Local Gregory Huth started training last year, following in his footsteps of his grandfather who used to train himself, and had three starters go around in his name in the bush.
“It is great he is having a go, we used to have many more trainers but it has died down a bit over the years,” Waldock said.
Huth did not use Gayndah Jockey Club itself to prepare his small team, instead using his own property.
As has been the case in many country towns across Queensland in recent years, Gayndah has battled drought, with club members declaring their track has been dry for the best part of four years.
They received some rain in the lead-up to last Saturday’s meeting, which all the locals were smiling about.
The idea of putting a boar in at the track has been floated in recent years to help the irrigation across the racing surface and improve grass coverage.
Life-long racing industry participants, Seidner and Rhett Bellert, were on hand to help Waldock and his team prepare the track to race last Saturday.
Bellert was born and bred in the town before departing as a 15-year-old to start his jockey apprenticeship in Nanango.
“I had my first ride at Gayndah and I duly won,” Bellert said.
“She was a pretty good mare, she won six in a row after that.”

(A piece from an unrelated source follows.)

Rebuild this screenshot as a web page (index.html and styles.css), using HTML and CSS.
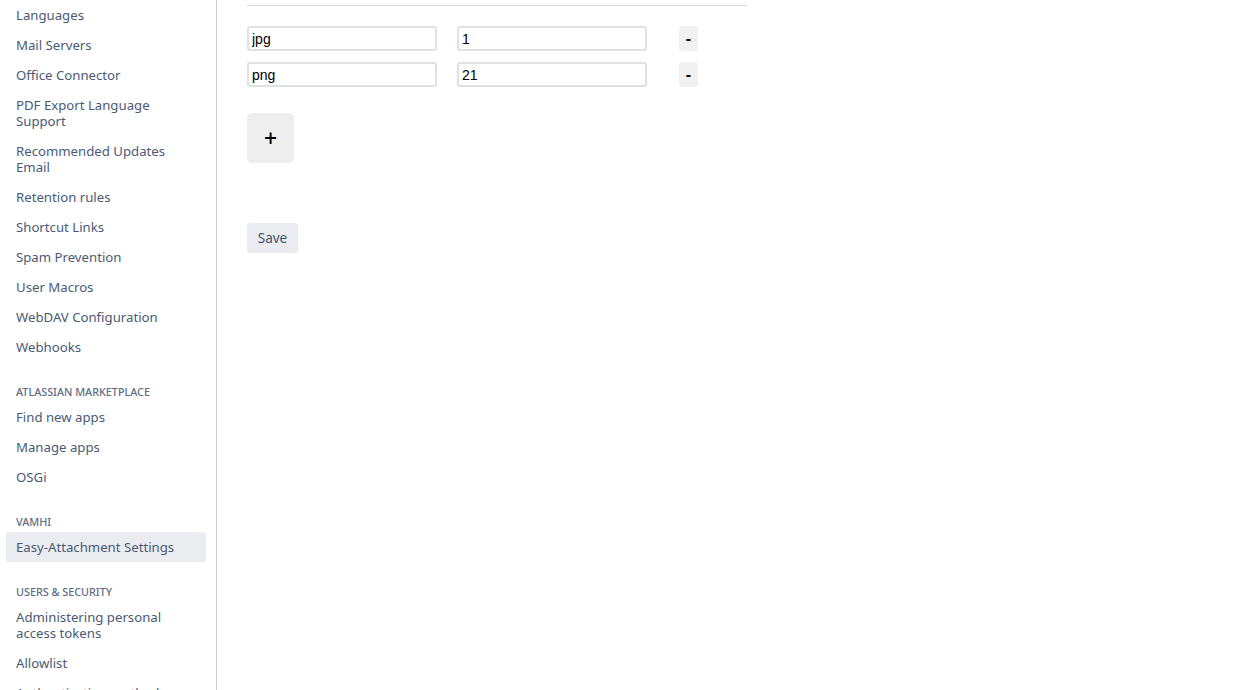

The now 58-year-old rode over 250 winners in his career, including metropolitan victories in Brisbane and winners across the border in NSW as well.
Bellert has taken a step back from the industry in recent years but still helps out his home track of Gayndah to get ready for their two meetings a year, as well as working as the clerk of scales on race days.
The club itself is run by a loyal bunch of volunteers who have been there for much of their lives.
Waldock recalled working behind the bar as an 18-year-old at the races, before eventually progressing to become the president, with his wife the secretary on the committee.
“We all pinch in to help,” the president says.
“We are only a young club as such, most people on the committee are young and trying to make the club improve if we can.”
Former president Seidner has spent most of his life in Gayndah, with his grandfather training and his father riding track work.
“It has been part of life; we just grew up that way,” Seidner said.
“It is a great industry, I love it.”
Last Saturday’s five-event non-TAB program saw buses from the Sunshine Coast and Bundaberg bring punters to Gayndah.
They sold 500 tickets prior to the race day and expected many more than that to roll through the gate on the day.
Visiting hoop Rhiannon Payne was the star of the show, riding two of the five winners on offer.
Club spotlight will be a regular feature that shines a light on the unique and individual racing clubs across Queensland.